On Tue, 2025-09-16 at 21:55 -0600, home user via users wrote:
> What I vaguely recall from several years ago, the first time dnf told me 
> it couldn't do the upgrade because I didn't have enough space, was that 
> someone suggested re-installing with less restrictive partitioning.  I 
> passed on that because it was a dual-boot desktop (with windows-7), and 
> the re-install would have been difficult...[snip]...
>
> If I'm remembering correctly, one cause of the problem was kernels were 
> in their own partition (/boot?), and that filled up.  (Some other 
> directory also got very full because stuff in it was not being cleaned 
> out properly by the upgrades.)

The other will probably have been a cache inside /var (for yum/dnf
package updates).  They downloads and store them until finished
installing them, then delete them (unless something goofs up).  But it
can be configured to keep them (people with multiple systems sometimes
turn one PC into a local cache for them all).

It can go a bit haywire if you'd updated systems over the top for many
years, and an old one used different repos, and something didn't erase
the previously cached files so they were left hanging around. 
Something along those lines...


> If I'm remembering correctly, the suggestion I mentioned above was
> intended to combine /boot with other partitions, resulting in a much
> bigger partition that included /boot as a directory.

Boot partitions can be expanded, if you have spare drive space.  Or
boot can be moved to another bigger partition.  Boot can simply be a
folder in "/" if your system can read from it at boot time (and since
UEFI took over from BIOS, more systems can).

There are filesystems that act less like partitions with fixed sizes,
and more like folders with adjustable quotas.  But with today's huge
drive sizes, you can easily give things far more partition space than
they need without making too much of a sacrifice to your own use of
storage space.


> * I was advised by several people to keep system files and personal 
> files on separate drives.  It's supposed to be safer, and make 
> re-installs both easier and safer.

There are some advantages with doing that.  And you can mount it as
your /home drive, or your /home on the other drive can link into it. 
I'd just mount it as /home on a single-boot system.
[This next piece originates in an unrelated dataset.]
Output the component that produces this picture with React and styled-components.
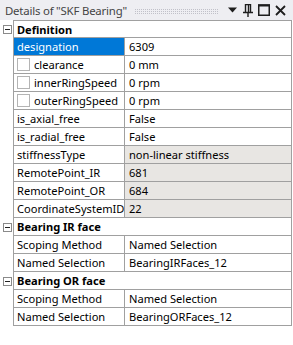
import React from 'react'
import styled, { createGlobalStyle } from 'styled-components'

const GlobalStyle = createGlobalStyle`
  html, body { margin: 0; padding: 0; background: #ffffff; }
  body { font-family: "Noto Sans", "Open Sans", sans-serif; }
`

const Panel = styled.div`
  width: 293px;
  height: 345px;
  background: #ffffff;
  display: flex;
  flex-direction: column;
  overflow: hidden;
`

const TitleBar = styled.div`
  height: 20px;
  background: #eeeef2;
  display: flex;
  align-items: center;
  padding: 0 7px 0 5px;
  gap: 5px;
`

const Title = styled.span`
  font-size: 11.4px;
  letter-spacing: -0.2px;
  color: #444444;
  white-space: nowrap;
`

const Grip = styled.div`
  flex: 1;
  height: 6px;
  margin: 1px 3px 0 2px;
  background-image:
    linear-gradient(90deg, #eeeef2 1px, transparent 1px),
    linear-gradient(#eeeef2 1px, transparent 1px);
  background-color: #b6b6c0;
  background-size: 2px 2px;
  opacity: 0.8;
`

const TitleIcons = styled.div`
  display: flex;
  align-items: center;
  gap: 4px;
`

const IconBtn = styled.span`
  width: 12px;
  height: 14px;
  display: flex;
  align-items: center;
  justify-content: center;
`

const Tree = styled.div`
  display: flex;
  flex-direction: column;
  padding-right: 1px;
`

const Row = styled.div`
  display: flex;
  height: 18px;
`

const Gutter = styled.div`
  width: 13px;
  flex: none;
  display: flex;
  align-items: center;
  padding-left: 3px;
  box-sizing: border-box;
  ${(p) => p.$first && 'margin-top: 1px;'}
`

const Collapse = styled.span`
  width: 9px;
  height: 9px;
  box-sizing: border-box;
  border: 1px solid #8a8a8a;
  background: #ffffff;
  position: relative;
  &::after {
    content: '';
    position: absolute;
    left: 1px;
    right: 1px;
    top: 3px;
    height: 1px;
    background: #222222;
  }
`

const Body = styled.div`
  flex: 1;
  display: flex;
  box-sizing: border-box;
  border-left: 1px solid #a0a0a0;
  border-right: 1px solid #a0a0a0;
  border-bottom: 1px solid #a0a0a0;
  ${(p) => p.$first && 'border-top: 1px solid #a0a0a0;'}
  font-size: 11.1px;
  color: #000000;
`

const GroupLabel = styled.div`
  flex: 1;
  display: flex;
  align-items: center;
  padding-left: 3px;
  font-weight: 700;
  background: #ffffff;
`

const Name = styled.div`
  width: 111px;
  flex: none;
  display: flex;
  align-items: center;
  gap: 4px;
  padding-left: 3px;
  box-sizing: border-box;
  border-right: 1px solid #a0a0a0;
  white-space: nowrap;
  overflow: hidden;
  background: ${(p) => (p.$selected ? '#0078d7' : '#ffffff')};
  color: ${(p) => (p.$selected ? '#ffffff' : '#000000')};
`

const Value = styled.div`
  flex: 1;
  display: flex;
  align-items: center;
  padding-left: 4px;
  white-space: nowrap;
  background: ${(p) => (p.$readonly ? '#e8e6e3' : '#ffffff')};
`

const Check = styled.span`
  width: 13px;
  height: 13px;
  box-sizing: border-box;
  border: 1px solid #b4b4b4;
  background: #ffffff;
  flex: none;
`

const rows = [
  { group: 'Definition' },
  { name: 'designation', value: '6309', selected: true },
  { name: 'clearance', value: '0 mm', check: true },
  { name: 'innerRingSpeed', value: '0 rpm', check: true },
  { name: 'outerRingSpeed', value: '0 rpm', check: true },
  { name: 'is_axial_free', value: 'False' },
  { name: 'is_radial_free', value: 'False' },
  { name: 'stiffnessType', value: 'non-linear stiffness', readonly: true },
  { name: 'RemotePoint_IR', value: '681', readonly: true },
  { name: 'RemotePoint_OR', value: '684', readonly: true },
  { name: 'CoordinateSystemID', value: '22', readonly: true },
  { group: 'Bearing IR face' },
  { name: 'Scoping Method', value: 'Named Selection' },
  { name: 'Named Selection', value: 'BearingIRFaces_12' },
  { group: 'Bearing OR face' },
  { name: 'Scoping Method', value: 'Named Selection' },
  { name: 'Named Selection', value: 'BearingORFaces_12' },
]

const DropIcon = () => (
  <svg width="9" height="6" viewBox="0 0 9 6">
    <path d="M0 0.5h9L4.5 5.5z" fill="#1e1e1e" />
  </svg>
)

const PinIcon = () => (
  <svg width="10" height="13" viewBox="0 0 10 13">
    <path d="M2.5 0.5h5v8h-5z M0 8.5h10 M5 8.5v4.5" fill="none" stroke="#1e1e1e" strokeWidth="1.4" />
    <path d="M5.5 1v7" stroke="#1e1e1e" strokeWidth="1.4" />
  </svg>
)

const MaxIcon = () => (
  <svg width="12" height="12" viewBox="0 0 12 12">
    <rect x="0.75" y="1" width="10.5" height="10.25" fill="none" stroke="#1e1e1e" strokeWidth="1.5" />
    <path d="M0 1.5h12" stroke="#1e1e1e" strokeWidth="2" />
  </svg>
)

const CloseIcon = () => (
  <svg width="11" height="11" viewBox="0 0 11 11">
    <path d="M1 1l9 9M10 1l-9 9" stroke="#1e1e1e" strokeWidth="1.8" />
  </svg>
)

const App = () => {
  return (
    <Panel>
      <GlobalStyle />
      <TitleBar>
        <Title>Details of "SKF Bearing"</Title>
        <Grip />
        <TitleIcons>
          <IconBtn><DropIcon /></IconBtn>
          <IconBtn><PinIcon /></IconBtn>
          <IconBtn><MaxIcon /></IconBtn>
          <IconBtn><CloseIcon /></IconBtn>
        </TitleIcons>
      </TitleBar>
      <Tree>
        {rows.map((r, i) => (
          <Row key={i}>
            <Gutter $first={i === 0}>{r.group && <Collapse />}</Gutter>
            <Body $first={i === 0}>
              {r.group ? (
                <GroupLabel>{r.group}</GroupLabel>
              ) : (
                <>
                  <Name $selected={r.selected}>
                    {r.check && <Check />}
                    {r.name}
                  </Name>
                  <Value $readonly={r.readonly}>{r.value}</Value>
                </>
              )}
            </Body>
          </Row>
        ))}
      </Tree>
    </Panel>
  )
}

export default App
> * When I ordered the desktop, I was anticipating dual boot, and I did 
> not know that the two distros could use the same /home.

While *that* is doable, you can have clashes with running the same
software on two different distros, but different versions, and them
trying to share the same .config files in your homespace.  Or them not
clashing, but having separate configurations that you have to
individually customise on each distro's installation.

That sort of thing can get really annoying when using an ISP's mail
system that can tell you're accessing it from different software, and
it insists that everything must have a unique password that they've
created for you for each mail client (but doesn't tell you that they
have that requirement).  And I'm sure hackers aren't as stymied by that
pseudo-security measure as the ISP thinks they are.

For dual booting, my inclination is let each distro have a /home inside
its own drive, where their userspace will be, and their apps will store
their own configs and caches.  And use a second drive for your own data
(either mounted or linked into the different OSs spaces).  I more or
less do that with networked storage, files to be kept and accessed
anywhere are in the big networked drive.  Files I've temporarily
downloaded, or working with in the short term, while doing something
can stay on the system in question for the meantime.  Then get deleted
or archived.

Dual-booting comes with its own set of headaches if you actually work
with both installations.  It's less of an issue if the second one is
just an experiment.

-- 
 
uname -rsvp
Linux 3.10.0-1160.119.1.el7.x86_64 #1 SMP Tue Jun 4 14:43:51 UTC 2024 x86_64
(yes, this is the output from uname for this PC when I posted)
 
Boilerplate:  All unexpected mail to my mailbox is automatically deleted.